(begin)
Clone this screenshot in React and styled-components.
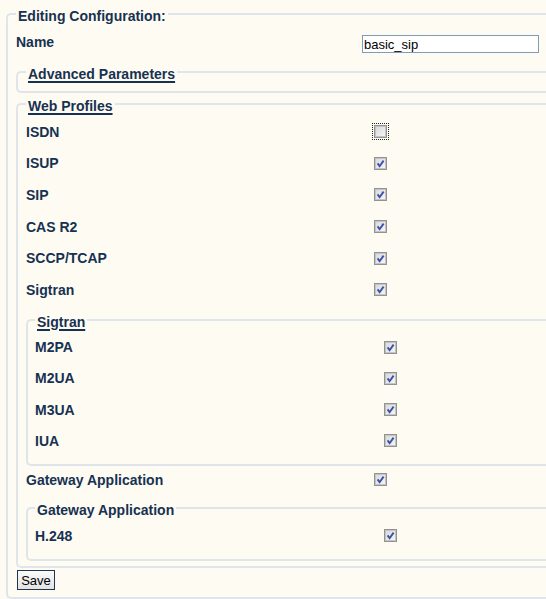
import styled, { createGlobalStyle, css } from "styled-components";

const GlobalStyle = createGlobalStyle`
  html, body {
    margin: 0;
    padding: 0;
    background: #fefcf2;
  }
  body {
    font-family: "Liberation Sans", Arial, sans-serif;
    color: #173152;
  }
`;

const Page = styled.form`
  padding: 4px 0 0 6px;
`;

const Fieldset = styled.fieldset`
  margin: ${(p) => p.$mt || 0}px 0 0 0;
  padding: ${(p) => p.$pt || 0}px 0 ${(p) => p.$pb || 0}px ${(p) => p.$pad ?? 8}px;
  border: 2px solid #dfe5ea;
  border-right: none;
  border-radius: 5px 0 0 5px;
  min-width: 0;
`;

const Legend = styled.legend`
  padding: 4px 2px 0;
  font-size: 14px;
  font-weight: bold;
  line-height: 16px;
  ${(p) =>
    p.$underline &&
    css`
      text-decoration: underline;
      text-decoration-thickness: 2px;
      text-underline-offset: 2px;
    `}
`;

const Row = styled.div`
  display: grid;
  grid-template-columns: ${(p) => p.$col || 348}px auto;
  align-items: ${(p) => p.$align || "center"};
  height: ${(p) => p.$h}px;
`;

const Label = styled.span`
  font-size: 14px;
  font-weight: bold;
  line-height: 16px;
`;

const TextInput = styled.input`
  box-sizing: border-box;
  width: 177px;
  height: 18px;
  margin: 1px 0 0;
  border: 1px solid #7f9db9;
  background: #fff;
  padding: 0 1px;
  font: 13px "Liberation Sans", Arial, sans-serif;
  color: #000;
  outline: none;
`;

const Box = styled.span`
  display: inline-flex;
  width: 13px;
  height: 13px;
  ${(p) =>
    p.$focus &&
    css`
      outline: 1px dotted #222;
      outline-offset: 1px;
    `}
`;

const SaveButton = styled.button`
  display: block;
  margin: 2px 0 0 1px;
  width: 38px;
  height: 20px;
  padding: 0;
  border: 1px solid #1f3550;
  background: linear-gradient(#fbfbfb, #e2e2e2);
  font: 13px "Liberation Sans", Arial, sans-serif;
  color: #000;
`;

const Check = ({ checked = true, focus }) => (
  <Box $focus={focus}>
    <svg width="13" height="13" viewBox="0 0 13 13">
      <defs>
        <linearGradient id="cbg" x1="0" y1="0" x2="1" y2="1">
          <stop offset="0" stopColor="#d6d6d6" />
          <stop offset="1" stopColor="#f9f9f9" />
        </linearGradient>
      </defs>
      <rect x="0.5" y="0.5" width="12" height="12" fill="url(#cbg)" stroke="#929292" />
      <rect x="1.5" y="1.5" width="10" height="10" fill="none" stroke="#c4c4c4" />
      {checked && (
        <path d="M3.6 6.4 L5.6 9.2 L9.6 3.6" fill="none" stroke="#3a52a6" strokeWidth="1.9" />
      )}
    </svg>
  </Box>
);

const webProfiles = ["ISUP", "SIP", "CAS R2", "SCCP/TCAP", "Sigtran"];
const sigtran = ["M2PA", "M2UA", "M3UA", "IUA"];

export default function App() {
  return (
    <>
      <GlobalStyle />
      <Page onSubmit={(e) => e.preventDefault()}>
        <Fieldset $pt={10} $pb={7}>
          <Legend>Editing Configuration:</Legend>
          <Row $col={346} $h={19} $align="start">
            <Label>Name</Label>
            <TextInput defaultValue="basic_sip" />
          </Row>

          <Fieldset $mt={9} $pb={9}>
            <Legend $underline>Advanced Parameters</Legend>
          </Fieldset>

          <Fieldset $mt={1} $pt={2} $pb={5}>
            <Legend $underline>Web Profiles</Legend>
            <Row $h={31.6}>
              <Label>ISDN</Label>
              <Check checked={false} focus />
            </Row>
            {webProfiles.map((name) => (
              <Row key={name} $h={31.6}>
                <Label>{name}</Label>
                <Check />
              </Row>
            ))}

            <Fieldset $mt={4} $pt={2} $pb={8} $pad={7}>
              <Legend $underline>Sigtran</Legend>
              {sigtran.map((name) => (
                <Row key={name} $h={31.2} $col={349}>
                  <Label>{name}</Label>
                  <Check />
                </Row>
              ))}
            </Fieldset>

            <Row $h={27}>
              <Label>Gateway Application</Label>
              <Check />
            </Row>

            <Fieldset $mt={5} $pt={2} $pb={8} $pad={7}>
              <Legend>Gateway Application</Legend>
              <Row $h={31} $col={349}>
                <Label>H.248</Label>
                <Check />
              </Row>
            </Fieldset>
          </Fieldset>

          <SaveButton type="submit">Save</SaveButton>
        </Fieldset>
      </Page>
    </>
  );
}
(end)
Each line of the data should be quoted exactly, with pictures left out.

Clone this screenshot in React and styled-components.
import styled, { createGlobalStyle, css } from "styled-components";

const GlobalStyle = createGlobalStyle`
  html, body {
    margin: 0;
    padding: 0;
    background: #fefcf2;
  }
  body {
    font-family: "Liberation Sans", Arial, sans-serif;
    color: #173152;
  }
`;

const Page = styled.form`
  padding: 4px 0 0 6px;
`;

const Fieldset = styled.fieldset`
  margin: ${(p) => p.$mt || 0}px 0 0 0;
  padding: ${(p) => p.$pt || 0}px 0 ${(p) => p.$pb || 0}px ${(p) => p.$pad ?? 8}px;
  border: 2px solid #dfe5ea;
  border-right: none;
  border-radius: 5px 0 0 5px;
  min-width: 0;
`;

const Legend = styled.legend`
  padding: 4px 2px 0;
  font-size: 14px;
  font-weight: bold;
  line-height: 16px;
  ${(p) =>
    p.$underline &&
    css`
      text-decoration: underline;
      text-decoration-thickness: 2px;
      text-underline-offset: 2px;
    `}
`;

const Row = styled.div`
  display: grid;
  grid-template-columns: ${(p) => p.$col || 348}px auto;
  align-items: ${(p) => p.$align || "center"};
  height: ${(p) => p.$h}px;
`;

const Label = styled.span`
  font-size: 14px;
  font-weight: bold;
  line-height: 16px;
`;

const TextInput = styled.input`
  box-sizing: border-box;
  width: 177px;
  height: 18px;
  margin: 1px 0 0;
  border: 1px solid #7f9db9;
  background: #fff;
  padding: 0 1px;
  font: 13px "Liberation Sans", Arial, sans-serif;
  color: #000;
  outline: none;
`;

const Box = styled.span`
  display: inline-flex;
  width: 13px;
  height: 13px;
  ${(p) =>
    p.$focus &&
    css`
      outline: 1px dotted #222;
      outline-offset: 1px;
    `}
`;

const SaveButton = styled.button`
  display: block;
  margin: 2px 0 0 1px;
  width: 38px;
  height: 20px;
  padding: 0;
  border: 1px solid #1f3550;
  background: linear-gradient(#fbfbfb, #e2e2e2);
  font: 13px "Liberation Sans", Arial, sans-serif;
  color: #000;
`;

const Check = ({ checked = true, focus }) => (
  <Box $focus={focus}>
    <svg width="13" height="13" viewBox="0 0 13 13">
      <defs>
        <linearGradient id="cbg" x1="0" y1="0" x2="1" y2="1">
          <stop offset="0" stopColor="#d6d6d6" />
          <stop offset="1" stopColor="#f9f9f9" />
        </linearGradient>
      </defs>
      <rect x="0.5" y="0.5" width="12" height="12" fill="url(#cbg)" stroke="#929292" />
      <rect x="1.5" y="1.5" width="10" height="10" fill="none" stroke="#c4c4c4" />
      {checked && (
        <path d="M3.6 6.4 L5.6 9.2 L9.6 3.6" fill="none" stroke="#3a52a6" strokeWidth="1.9" />
      )}
    </svg>
  </Box>
);

const webProfiles = ["ISUP", "SIP", "CAS R2", "SCCP/TCAP", "Sigtran"];
const sigtran = ["M2PA", "M2UA", "M3UA", "IUA"];

export default function App() {
  return (
    <>
      <GlobalStyle />
      <Page onSubmit={(e) => e.preventDefault()}>
        <Fieldset $pt={10} $pb={7}>
          <Legend>Editing Configuration:</Legend>
          <Row $col={346} $h={19} $align="start">
            <Label>Name</Label>
            <TextInput defaultValue="basic_sip" />
          </Row>

          <Fieldset $mt={9} $pb={9}>
            <Legend $underline>Advanced Parameters</Legend>
          </Fieldset>

          <Fieldset $mt={1} $pt={2} $pb={5}>
            <Legend $underline>Web Profiles</Legend>
            <Row $h={31.6}>
              <Label>ISDN</Label>
              <Check checked={false} focus />
            </Row>
            {webProfiles.map((name) => (
              <Row key={name} $h={31.6}>
                <Label>{name}</Label>
                <Check />
              </Row>
            ))}

            <Fieldset $mt={4} $pt={2} $pb={8} $pad={7}>
              <Legend $underline>Sigtran</Legend>
              {sigtran.map((name) => (
                <Row key={name} $h={31.2} $col={349}>
                  <Label>{name}</Label>
                  <Check />
                </Row>
              ))}
            </Fieldset>

            <Row $h={27}>
              <Label>Gateway Application</Label>
              <Check />
            </Row>

            <Fieldset $mt={5} $pt={2} $pb={8} $pad={7}>
              <Legend>Gateway Application</Legend>
              <Row $h={31} $col={349}>
                <Label>H.248</Label>
                <Check />
              </Row>
            </Fieldset>
          </Fieldset>

          <SaveButton type="submit">Save</SaveButton>
        </Fieldset>
      </Page>
    </>
  );
}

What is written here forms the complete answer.